■ What to work on: Transcribe the listing below from its opening line up to and including the line that contains "string[]; color: 'red'"; reproduce nothing else.

■ Recorded information:
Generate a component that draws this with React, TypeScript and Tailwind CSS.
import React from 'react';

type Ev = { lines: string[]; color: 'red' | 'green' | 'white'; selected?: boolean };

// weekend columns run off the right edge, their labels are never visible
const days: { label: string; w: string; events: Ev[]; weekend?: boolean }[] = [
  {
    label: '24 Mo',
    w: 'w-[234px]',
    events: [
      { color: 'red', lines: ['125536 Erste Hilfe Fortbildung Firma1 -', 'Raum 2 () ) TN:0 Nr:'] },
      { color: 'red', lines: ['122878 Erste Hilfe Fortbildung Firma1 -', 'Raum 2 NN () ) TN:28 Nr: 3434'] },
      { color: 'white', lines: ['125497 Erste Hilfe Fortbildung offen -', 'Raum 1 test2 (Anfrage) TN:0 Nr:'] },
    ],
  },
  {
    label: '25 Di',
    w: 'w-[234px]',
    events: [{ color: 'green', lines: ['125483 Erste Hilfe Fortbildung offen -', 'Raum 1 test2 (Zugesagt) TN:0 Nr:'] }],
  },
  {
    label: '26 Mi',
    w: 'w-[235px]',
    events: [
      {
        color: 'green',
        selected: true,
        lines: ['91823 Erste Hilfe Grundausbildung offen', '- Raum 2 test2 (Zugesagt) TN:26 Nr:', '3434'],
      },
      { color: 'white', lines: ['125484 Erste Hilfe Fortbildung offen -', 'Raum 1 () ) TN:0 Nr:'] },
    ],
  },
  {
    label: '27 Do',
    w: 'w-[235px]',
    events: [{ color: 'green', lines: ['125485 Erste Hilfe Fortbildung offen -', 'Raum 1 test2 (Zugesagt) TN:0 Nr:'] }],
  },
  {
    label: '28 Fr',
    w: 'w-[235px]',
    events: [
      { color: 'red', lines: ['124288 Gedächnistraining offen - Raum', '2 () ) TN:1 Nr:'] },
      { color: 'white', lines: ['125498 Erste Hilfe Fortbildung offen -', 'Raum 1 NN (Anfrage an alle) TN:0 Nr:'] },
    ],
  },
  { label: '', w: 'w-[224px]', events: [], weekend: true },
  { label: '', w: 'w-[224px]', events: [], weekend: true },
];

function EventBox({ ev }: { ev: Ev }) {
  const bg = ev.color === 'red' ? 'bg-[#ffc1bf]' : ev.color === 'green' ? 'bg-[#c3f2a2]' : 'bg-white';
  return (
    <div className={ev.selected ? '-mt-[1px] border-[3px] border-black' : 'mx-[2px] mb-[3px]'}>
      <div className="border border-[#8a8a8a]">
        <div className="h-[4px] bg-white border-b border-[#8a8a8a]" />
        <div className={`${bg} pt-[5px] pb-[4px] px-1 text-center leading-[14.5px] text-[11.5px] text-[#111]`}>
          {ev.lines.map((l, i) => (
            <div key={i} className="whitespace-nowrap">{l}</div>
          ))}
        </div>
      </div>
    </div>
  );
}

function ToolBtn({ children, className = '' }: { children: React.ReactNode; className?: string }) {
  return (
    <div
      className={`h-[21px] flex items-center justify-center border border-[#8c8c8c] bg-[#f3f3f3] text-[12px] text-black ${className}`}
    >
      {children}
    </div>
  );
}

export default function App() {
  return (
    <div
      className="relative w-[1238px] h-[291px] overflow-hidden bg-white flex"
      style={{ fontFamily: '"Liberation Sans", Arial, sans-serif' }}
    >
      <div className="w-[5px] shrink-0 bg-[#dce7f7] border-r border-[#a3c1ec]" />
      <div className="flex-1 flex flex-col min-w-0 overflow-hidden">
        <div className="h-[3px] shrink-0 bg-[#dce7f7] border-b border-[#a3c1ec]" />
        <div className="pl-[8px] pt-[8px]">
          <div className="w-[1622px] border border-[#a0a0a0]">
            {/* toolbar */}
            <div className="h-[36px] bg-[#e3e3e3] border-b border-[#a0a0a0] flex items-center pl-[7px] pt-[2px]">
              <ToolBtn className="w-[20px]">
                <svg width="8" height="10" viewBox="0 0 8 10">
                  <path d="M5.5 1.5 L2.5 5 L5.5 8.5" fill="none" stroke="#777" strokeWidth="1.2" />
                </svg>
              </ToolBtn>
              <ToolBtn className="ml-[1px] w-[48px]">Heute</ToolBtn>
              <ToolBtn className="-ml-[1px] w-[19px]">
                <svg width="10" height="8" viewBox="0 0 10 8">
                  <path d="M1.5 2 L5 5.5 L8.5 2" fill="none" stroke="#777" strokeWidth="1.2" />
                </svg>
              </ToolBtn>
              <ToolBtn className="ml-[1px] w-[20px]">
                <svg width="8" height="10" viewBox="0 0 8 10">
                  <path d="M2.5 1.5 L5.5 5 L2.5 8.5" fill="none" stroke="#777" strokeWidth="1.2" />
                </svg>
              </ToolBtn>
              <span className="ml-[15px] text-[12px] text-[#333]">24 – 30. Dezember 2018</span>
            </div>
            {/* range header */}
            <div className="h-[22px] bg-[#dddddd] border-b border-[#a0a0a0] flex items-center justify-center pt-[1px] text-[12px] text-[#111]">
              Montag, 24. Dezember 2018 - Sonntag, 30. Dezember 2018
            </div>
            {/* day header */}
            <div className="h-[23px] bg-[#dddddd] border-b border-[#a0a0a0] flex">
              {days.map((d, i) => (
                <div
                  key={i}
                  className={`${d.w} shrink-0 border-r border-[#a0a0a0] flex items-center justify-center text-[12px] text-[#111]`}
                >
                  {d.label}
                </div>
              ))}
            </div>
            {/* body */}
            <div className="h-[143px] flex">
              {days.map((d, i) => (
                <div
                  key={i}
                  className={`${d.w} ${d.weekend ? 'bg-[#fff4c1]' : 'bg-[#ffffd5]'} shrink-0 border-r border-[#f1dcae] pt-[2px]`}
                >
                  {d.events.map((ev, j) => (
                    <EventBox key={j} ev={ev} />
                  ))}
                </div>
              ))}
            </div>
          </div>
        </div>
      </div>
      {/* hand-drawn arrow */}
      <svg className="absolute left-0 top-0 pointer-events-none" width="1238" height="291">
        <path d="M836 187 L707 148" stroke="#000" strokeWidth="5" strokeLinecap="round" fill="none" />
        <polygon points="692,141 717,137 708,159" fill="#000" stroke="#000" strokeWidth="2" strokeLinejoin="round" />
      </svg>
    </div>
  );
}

■ Answer to this task:
Generate a component that draws this with React, TypeScript and Tailwind CSS.
import React from 'react';

type Ev = { lines: string[]; color: 'red' | 'green' | 'white'; selected?: boolean };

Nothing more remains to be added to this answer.